Problem to work on:
Keep the wording of each record exactly the same when you repeat it, and leave out pictures.

-- START Raw records --

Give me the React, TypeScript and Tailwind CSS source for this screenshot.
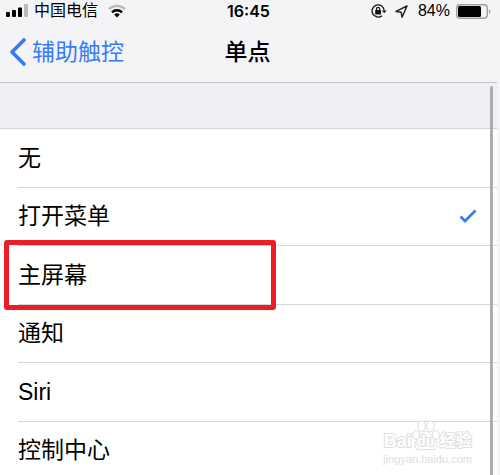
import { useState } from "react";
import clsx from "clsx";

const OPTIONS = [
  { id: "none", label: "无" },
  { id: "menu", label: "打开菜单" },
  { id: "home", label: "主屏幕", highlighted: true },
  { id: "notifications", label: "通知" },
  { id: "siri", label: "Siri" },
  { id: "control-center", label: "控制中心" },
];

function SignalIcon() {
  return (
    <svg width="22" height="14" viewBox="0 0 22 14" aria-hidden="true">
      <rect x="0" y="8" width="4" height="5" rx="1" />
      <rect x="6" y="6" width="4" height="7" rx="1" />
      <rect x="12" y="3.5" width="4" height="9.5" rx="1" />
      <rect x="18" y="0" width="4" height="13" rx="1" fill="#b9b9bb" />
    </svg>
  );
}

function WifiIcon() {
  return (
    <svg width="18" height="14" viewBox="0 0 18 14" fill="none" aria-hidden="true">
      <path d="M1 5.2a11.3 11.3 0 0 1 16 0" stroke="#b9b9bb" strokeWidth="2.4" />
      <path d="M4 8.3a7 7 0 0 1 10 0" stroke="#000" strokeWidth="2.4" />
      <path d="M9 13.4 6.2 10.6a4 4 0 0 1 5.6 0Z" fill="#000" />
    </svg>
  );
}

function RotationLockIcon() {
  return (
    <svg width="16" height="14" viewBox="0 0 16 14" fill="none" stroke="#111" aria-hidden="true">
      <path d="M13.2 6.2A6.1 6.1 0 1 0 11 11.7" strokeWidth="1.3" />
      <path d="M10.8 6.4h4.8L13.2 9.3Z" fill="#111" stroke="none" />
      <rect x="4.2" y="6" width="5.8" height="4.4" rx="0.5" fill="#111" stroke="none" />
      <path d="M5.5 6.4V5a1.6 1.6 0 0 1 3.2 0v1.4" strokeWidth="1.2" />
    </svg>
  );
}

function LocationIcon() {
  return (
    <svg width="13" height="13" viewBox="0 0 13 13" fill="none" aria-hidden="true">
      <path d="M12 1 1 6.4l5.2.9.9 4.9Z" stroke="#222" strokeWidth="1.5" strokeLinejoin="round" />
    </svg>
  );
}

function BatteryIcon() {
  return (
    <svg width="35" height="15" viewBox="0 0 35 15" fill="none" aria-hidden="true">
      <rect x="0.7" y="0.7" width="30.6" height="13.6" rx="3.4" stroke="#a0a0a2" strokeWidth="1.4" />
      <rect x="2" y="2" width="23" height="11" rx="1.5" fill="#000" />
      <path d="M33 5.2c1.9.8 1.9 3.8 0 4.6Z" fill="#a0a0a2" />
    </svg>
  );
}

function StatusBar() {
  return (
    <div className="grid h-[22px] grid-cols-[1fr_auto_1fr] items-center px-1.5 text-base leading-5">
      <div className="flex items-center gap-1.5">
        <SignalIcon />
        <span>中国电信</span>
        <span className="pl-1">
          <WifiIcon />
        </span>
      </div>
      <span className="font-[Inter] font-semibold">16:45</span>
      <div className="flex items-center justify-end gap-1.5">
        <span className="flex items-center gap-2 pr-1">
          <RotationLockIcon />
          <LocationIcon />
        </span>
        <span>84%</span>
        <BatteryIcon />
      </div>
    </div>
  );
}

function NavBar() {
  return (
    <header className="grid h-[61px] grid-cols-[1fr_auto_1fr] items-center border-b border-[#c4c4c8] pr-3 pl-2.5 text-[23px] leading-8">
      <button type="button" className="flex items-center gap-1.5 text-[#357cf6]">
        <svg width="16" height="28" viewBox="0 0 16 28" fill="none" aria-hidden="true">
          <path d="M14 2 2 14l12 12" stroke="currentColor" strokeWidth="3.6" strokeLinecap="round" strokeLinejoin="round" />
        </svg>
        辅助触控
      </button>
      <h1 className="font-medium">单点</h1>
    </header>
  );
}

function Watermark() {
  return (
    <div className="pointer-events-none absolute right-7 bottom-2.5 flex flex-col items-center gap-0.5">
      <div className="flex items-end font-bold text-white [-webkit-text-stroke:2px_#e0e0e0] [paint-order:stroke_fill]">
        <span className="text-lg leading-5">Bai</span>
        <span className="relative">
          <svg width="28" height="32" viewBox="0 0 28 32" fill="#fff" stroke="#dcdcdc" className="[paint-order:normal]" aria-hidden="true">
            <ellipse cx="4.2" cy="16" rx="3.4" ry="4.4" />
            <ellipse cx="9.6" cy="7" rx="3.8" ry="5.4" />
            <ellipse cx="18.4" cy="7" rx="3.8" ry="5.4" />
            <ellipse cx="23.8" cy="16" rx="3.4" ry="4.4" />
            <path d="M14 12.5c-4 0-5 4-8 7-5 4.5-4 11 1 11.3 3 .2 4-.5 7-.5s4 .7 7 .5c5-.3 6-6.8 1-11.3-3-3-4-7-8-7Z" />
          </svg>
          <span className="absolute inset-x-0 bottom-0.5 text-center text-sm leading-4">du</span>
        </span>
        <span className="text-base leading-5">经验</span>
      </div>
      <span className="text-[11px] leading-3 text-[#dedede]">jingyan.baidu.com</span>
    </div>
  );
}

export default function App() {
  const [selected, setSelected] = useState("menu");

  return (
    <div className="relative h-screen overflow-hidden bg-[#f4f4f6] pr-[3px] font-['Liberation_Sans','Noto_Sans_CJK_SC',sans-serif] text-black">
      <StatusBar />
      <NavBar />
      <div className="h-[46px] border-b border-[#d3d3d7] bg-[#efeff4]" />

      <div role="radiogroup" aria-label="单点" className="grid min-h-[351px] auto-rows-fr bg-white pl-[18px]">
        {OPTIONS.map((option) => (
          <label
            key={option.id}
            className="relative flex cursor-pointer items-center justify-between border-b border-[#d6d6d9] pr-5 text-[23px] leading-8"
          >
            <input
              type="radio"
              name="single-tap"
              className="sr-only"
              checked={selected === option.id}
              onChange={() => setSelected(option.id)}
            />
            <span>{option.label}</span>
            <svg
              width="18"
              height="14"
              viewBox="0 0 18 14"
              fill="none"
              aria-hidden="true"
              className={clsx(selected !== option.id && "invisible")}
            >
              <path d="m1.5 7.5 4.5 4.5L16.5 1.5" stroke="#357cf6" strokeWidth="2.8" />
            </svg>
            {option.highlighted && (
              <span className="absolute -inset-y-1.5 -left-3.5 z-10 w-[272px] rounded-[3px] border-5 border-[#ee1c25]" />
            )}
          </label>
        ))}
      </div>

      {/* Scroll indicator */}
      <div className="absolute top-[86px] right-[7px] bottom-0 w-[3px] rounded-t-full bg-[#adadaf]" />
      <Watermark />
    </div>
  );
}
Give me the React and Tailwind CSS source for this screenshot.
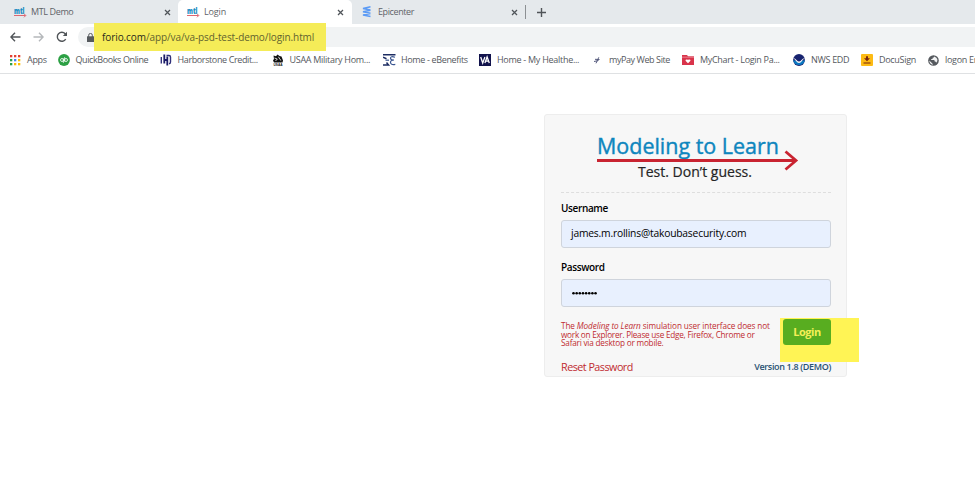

-- END Raw records --

The response:
Give me the React, TypeScript and Tailwind CSS source for this screenshot.
import { useState } from "react";
import clsx from "clsx";

const OPTIONS = [
  { id: "none", label: "无" },
  { id: "menu", label: "打开菜单" },
  { id: "home", label: "主屏幕", highlighted: true },
  { id: "notifications", label: "通知" },
  { id: "siri", label: "Siri" },
  { id: "control-center", label: "控制中心" },
];

function SignalIcon() {
  return (
    <svg width="22" height="14" viewBox="0 0 22 14" aria-hidden="true">
      <rect x="0" y="8" width="4" height="5" rx="1" />
      <rect x="6" y="6" width="4" height="7" rx="1" />
      <rect x="12" y="3.5" width="4" height="9.5" rx="1" />
      <rect x="18" y="0" width="4" height="13" rx="1" fill="#b9b9bb" />
    </svg>
  );
}

function WifiIcon() {
  return (
    <svg width="18" height="14" viewBox="0 0 18 14" fill="none" aria-hidden="true">
      <path d="M1 5.2a11.3 11.3 0 0 1 16 0" stroke="#b9b9bb" strokeWidth="2.4" />
      <path d="M4 8.3a7 7 0 0 1 10 0" stroke="#000" strokeWidth="2.4" />
      <path d="M9 13.4 6.2 10.6a4 4 0 0 1 5.6 0Z" fill="#000" />
    </svg>
  );
}

function RotationLockIcon() {
  return (
    <svg width="16" height="14" viewBox="0 0 16 14" fill="none" stroke="#111" aria-hidden="true">
      <path d="M13.2 6.2A6.1 6.1 0 1 0 11 11.7" strokeWidth="1.3" />
      <path d="M10.8 6.4h4.8L13.2 9.3Z" fill="#111" stroke="none" />
      <rect x="4.2" y="6" width="5.8" height="4.4" rx="0.5" fill="#111" stroke="none" />
      <path d="M5.5 6.4V5a1.6 1.6 0 0 1 3.2 0v1.4" strokeWidth="1.2" />
    </svg>
  );
}

function LocationIcon() {
  return (
    <svg width="13" height="13" viewBox="0 0 13 13" fill="none" aria-hidden="true">
      <path d="M12 1 1 6.4l5.2.9.9 4.9Z" stroke="#222" strokeWidth="1.5" strokeLinejoin="round" />
    </svg>
  );
}

function BatteryIcon() {
  return (
    <svg width="35" height="15" viewBox="0 0 35 15" fill="none" aria-hidden="true">
      <rect x="0.7" y="0.7" width="30.6" height="13.6" rx="3.4" stroke="#a0a0a2" strokeWidth="1.4" />
      <rect x="2" y="2" width="23" height="11" rx="1.5" fill="#000" />
      <path d="M33 5.2c1.9.8 1.9 3.8 0 4.6Z" fill="#a0a0a2" />
    </svg>
  );
}

function StatusBar() {
  return (
    <div className="grid h-[22px] grid-cols-[1fr_auto_1fr] items-center px-1.5 text-base leading-5">
      <div className="flex items-center gap-1.5">
        <SignalIcon />
        <span>中国电信</span>
        <span className="pl-1">
          <WifiIcon />
        </span>
      </div>
      <span className="font-[Inter] font-semibold">16:45</span>
      <div className="flex items-center justify-end gap-1.5">
        <span className="flex items-center gap-2 pr-1">
          <RotationLockIcon />
          <LocationIcon />
        </span>
        <span>84%</span>
        <BatteryIcon />
      </div>
    </div>
  );
}

function NavBar() {
  return (
    <header className="grid h-[61px] grid-cols-[1fr_auto_1fr] items-center border-b border-[#c4c4c8] pr-3 pl-2.5 text-[23px] leading-8">
      <button type="button" className="flex items-center gap-1.5 text-[#357cf6]">
        <svg width="16" height="28" viewBox="0 0 16 28" fill="none" aria-hidden="true">
          <path d="M14 2 2 14l12 12" stroke="currentColor" strokeWidth="3.6" strokeLinecap="round" strokeLinejoin="round" />
        </svg>
        辅助触控
      </button>
      <h1 className="font-medium">单点</h1>
    </header>
  );
}

function Watermark() {
  return (
    <div className="pointer-events-none absolute right-7 bottom-2.5 flex flex-col items-center gap-0.5">
      <div className="flex items-end font-bold text-white [-webkit-text-stroke:2px_#e0e0e0] [paint-order:stroke_fill]">
        <span className="text-lg leading-5">Bai</span>
        <span className="relative">
          <svg width="28" height="32" viewBox="0 0 28 32" fill="#fff" stroke="#dcdcdc" className="[paint-order:normal]" aria-hidden="true">
            <ellipse cx="4.2" cy="16" rx="3.4" ry="4.4" />
            <ellipse cx="9.6" cy="7" rx="3.8" ry="5.4" />
            <ellipse cx="18.4" cy="7" rx="3.8" ry="5.4" />
            <ellipse cx="23.8" cy="16" rx="3.4" ry="4.4" />
            <path d="M14 12.5c-4 0-5 4-8 7-5 4.5-4 11 1 11.3 3 .2 4-.5 7-.5s4 .7 7 .5c5-.3 6-6.8 1-11.3-3-3-4-7-8-7Z" />
          </svg>
          <span className="absolute inset-x-0 bottom-0.5 text-center text-sm leading-4">du</span>
        </span>
        <span className="text-base leading-5">经验</span>
      </div>
      <span className="text-[11px] leading-3 text-[#dedede]">jingyan.baidu.com</span>
    </div>
  );
}

export default function App() {
  const [selected, setSelected] = useState("menu");

  return (
    <div className="relative h-screen overflow-hidden bg-[#f4f4f6] pr-[3px] font-['Liberation_Sans','Noto_Sans_CJK_SC',sans-serif] text-black">
      <StatusBar />
      <NavBar />
      <div className="h-[46px] border-b border-[#d3d3d7] bg-[#efeff4]" />

      <div role="radiogroup" aria-label="单点" className="grid min-h-[351px] auto-rows-fr bg-white pl-[18px]">
        {OPTIONS.map((option) => (
          <label
            key={option.id}
            className="relative flex cursor-pointer items-center justify-between border-b border-[#d6d6d9] pr-5 text-[23px] leading-8"
          >
            <input
              type="radio"
              name="single-tap"
              className="sr-only"
              checked={selected === option.id}
              onChange={() => setSelected(option.id)}
            />
            <span>{option.label}</span>
            <svg
              width="18"
              height="14"
              viewBox="0 0 18 14"
              fill="none"
              aria-hidden="true"
              className={clsx(selected !== option.id && "invisible")}
            >
              <path d="m1.5 7.5 4.5 4.5L16.5 1.5" stroke="#357cf6" strokeWidth="2.8" />
            </svg>
            {option.highlighted && (
              <span className="absolute -inset-y-1.5 -left-3.5 z-10 w-[272px] rounded-[3px] border-5 border-[#ee1c25]" />
            )}
          </label>
        ))}
      </div>

      {/* Scroll indicator */}
      <div className="absolute top-[86px] right-[7px] bottom-0 w-[3px] rounded-t-full bg-[#adadaf]" />
      <Watermark />
    </div>
  );
}
Give me the React and Tailwind CSS source for this screenshot.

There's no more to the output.